Thursday, February 9, 2012

Day 295 - Things To Come

Things To Come (1936) directed by William Cameron Menzies

My schedule has been all screwed up lately because I've been focusing a lot on poker. My daily schedule goes something like this: Wake up. Watch a movie. Rush over to the casino and play for like 15 hours. Go home exhausted. Think of typing up the blog entry but decide to do it when I wake up. Rinse, repeat. This is why my past couple entries have been coming in late. And the days that I have managed to have extra time on hand I decide to watch basketball instead of typing. (Jeremy Lin all the way!) Like I've said all along, watching the movies haven't been the problem, writing about them is just grueling work.

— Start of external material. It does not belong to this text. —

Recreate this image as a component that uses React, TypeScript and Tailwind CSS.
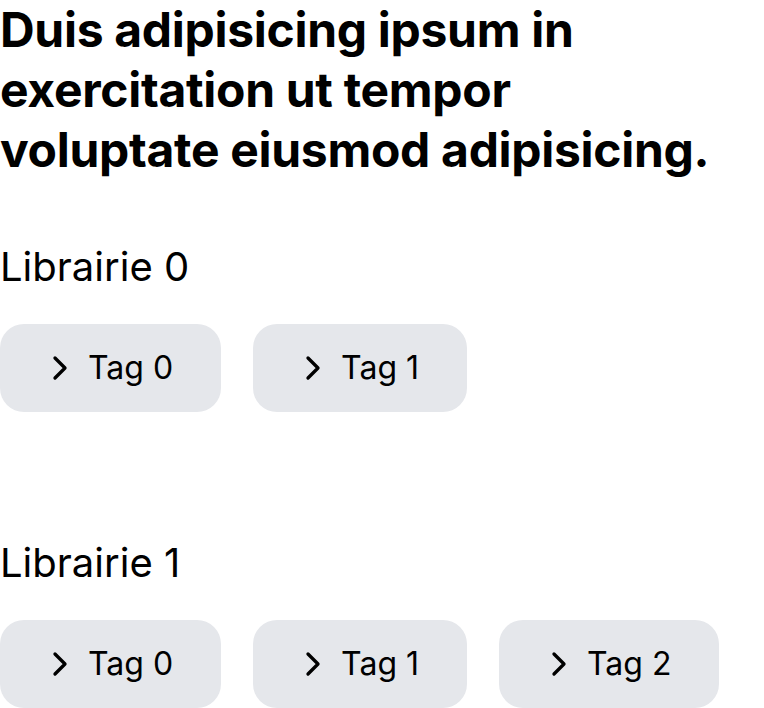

Things to Come is a weird movie in that couldn't really say what it was about in just a couple sentences. It is part anti-war, post-apocalyptic and science fiction all rolled into one. It centers around the fictitious city of Everytown over a span of a hundred years. In 1940, the country (presumably Great Briton) is preparing for war with an unnamed country in an eerie parallel to the upcoming World War II. The tone of this portion of the film is decidedly anti-war rhetoric but also points out that the greatest scientific progress has come during times of war which is actually true. A lot of the greatest innovations have come from military applications. Everytown is bombed much like London was during WW2. The war spans several decades and we now see Everytown lying in ruins in a post-apocalyptic world resembling that of Mad Max where fuel is scarce. There is also the issue of the wandering sickness, a black plague type disease that has killed half the world's population. Everytown is rulled by a dictator like leader as all post-apocalyptic worlds seem to be. Then in comes the weird science fiction angle as a new civilization called Wings Over the World come rolling on through. While Everytown is a dystopia, Wings Over the World represents some type of utopia imagined by John Lennon. Fast forward to 2036 where Everytown is now a futuristic advanced society where progress is key, represented by the mission to send a man to the moon. (While they got World War II right, I guess it would have been difficult to imagine people going to the moon just thirty years later rather than the far distant year of 2036.) But is all progress good? A character in the film claims that it isn't, that the purpose of life is to live for the now rather than to forever prepare for the future. I think it's kind of a silly argument. Your now that you live in is only this way because of past preparations. And what about the whole thing about making the world better for your children and all that? The tone of the film shifts dramatically into a long winded philosophical lecture that quite honestly, I didn't care too much about nor did I find particularly engaging.

It's hard to say whether I enjoyed the film or not. I don't really recommend it on any pure cinematic level. The story was disjointed into unrelated segments so it was hard to get into it. In the end Things To Come is merely an interesting film to see for its vision of the future, but not for any type of drama or human interest.